Thursday, December 3, 2015

10 Principles of Economics

There are ten principles of economics briefly discussed here.

1. People Face Trade-offs

To get something that we like, we must sacrifice some other thing that we like. To give an example, if you spend all of your time studying economics, you will have to keep off from studying Chemistry or Accounting. Similarly, if you are watching television, you will not be able to spend time for playing. If the government is spending more for the military sector in the budget, then it is reducing its expenditure in other civil sectors including education sector. That means, man, in the society, chooses an alternative for a trade-off.

2. Opportunity Cost

If you are spending time at school for your studies, then you cannot help your father for his works at home. By the way, if you were involved in any economic activity at home, your family would have been benefited monetarily from that. But at that time you are studying at school. Here, not to be able to work at home for your studies is the opportunity cost of studies.

3. Rational People Think at the Margin

Rational people think at the margin. After the feast at a wedding ceremony some of you think that it would have been better if you could eat a little more, and some others think that it would have been better to have eaten a little less. This little more to eat or little less to eat is the marginal eating. Let us suppose, you achieved an A in one subject, you would feel that if you had studied a little more you could have obtained an A+. Man also thinks of marginal advantages and disadvantages. For example, you ate three bananas one after another. The third banana is the marginal banana. Eating the marginal banana, the satisfaction you earned, that is known as the marginal utility. To have that third banana, the money that you have spent is known as the marginal cost. As a rational being, you will eat the marginal banana only when the marginal utility will be greater than the marginal cost.

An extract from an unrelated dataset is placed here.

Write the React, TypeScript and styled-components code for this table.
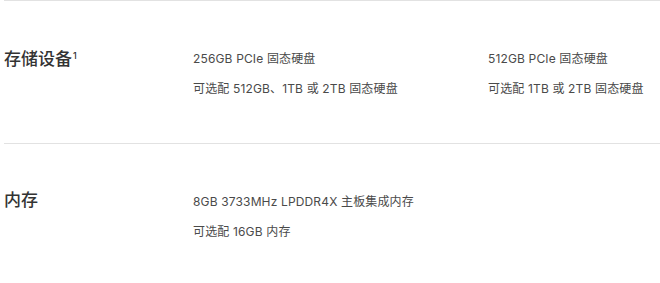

4. People Respond to Incentives

Inspiration or incentives play an important role for every task. Man gets incentives and therefore, performs the job with better care. If your father tells you that he will buy you a cycle if you can obtain a golden A+, inevitably the enthusiasm in you for your studies will be enhanced. Similarly, in Economics, if the laborer gets incentives, he produces more.

5. Trade can make everyone Better-Off

Ford in the United States, and Toyota in Japan are two much renowned companies in the world for car trading. There is enough commercial competition existent between these two companies. To draw the attention of the general customers, both of the companies offer various conveniences and reduce prices to occupy the market. Through the process of these commercial activities, the United States and Japan, both are profited, on the other hand, people can buy cars at a lesser price.

6. Markets are usually a Good Way to Organize Economic Activities

Economic activities are organized by the market system. The reciprocal actions and reactions between the farms and households discern the price of any good. Owners of the farms supply goods observing the market demands and numerous households buy these goods and services as per their income and needs.

7. Government cans sometimes Improve Market Outcomes

The market system is run by the signal of the 'invisible hand'. But always it does not turn out to be correct. For many reasons, the invisible hand fails to work perfectly. In these situations governmental interventions become a must. Inability to proper utilization of resources, environment pollution and corruption, to be saved from factors like these, the interference of the government is necessary.

8. A Country's Standard of Living Depends on Its Ability to Produce Goods and Services

The standard of living of the people of those countries is high whose capabilities for producing goods and services are better. The production capacity of the people of the developed countries is much better which is the reason why their per capital income is much higher ($37,500 in the United States and $35,200 in Japan). As a result they attain better food, better healthcare, and better civic facilities. Working capacity of the laborers also grow.

9. Prices Rise When the Government Prints Too Much Money

The power to print money rests in the hands of the central bank. If the central bank is printing too much money than inflation occurs, that means the price level of goods rises. Inflation causes the value of money to fall. For example, you can get the necessary materials for your studies spending $500. When the value of money diminishes, you will have to spend $650 to get the same materials, which is $150 more ($650 - $500) than the previous $500.

10. Society Faces a Short-Run Trade-Off between Inflation and Unemployment

The rise in the price level of the goods is known as inflation. And the laborers who are willing to work at the market wages but are failing to get a job-they are the unemployed. When inflation decreases, unemployment rises. On the other hand, when unemployment diminishes, inflation increases.

Circular Flow of Income (the two sectors)


There are two types of agents in a strong economy, consumer or household and producer or farm. How the income and expenditure flow in a circular motion between these two types of agents that is shown here by the diagram below.
Circular Flow of Income
Circular Flow of Income
In the diagram of the circular flow of income, it is shown that the farm obtains the necessary materials for its production (land, labor, capital) from the households. In exchange of these the members of the households get rent, wage and interest from the farm. Here, what is the expenditure of the farm and that is the income of the household. And the households spend that income earned to buy the goods produced by the farm which is the income of the farm. This way the circular flow of the income and expenditure between the farm and the household or between the national income and national expenditure remains persistent.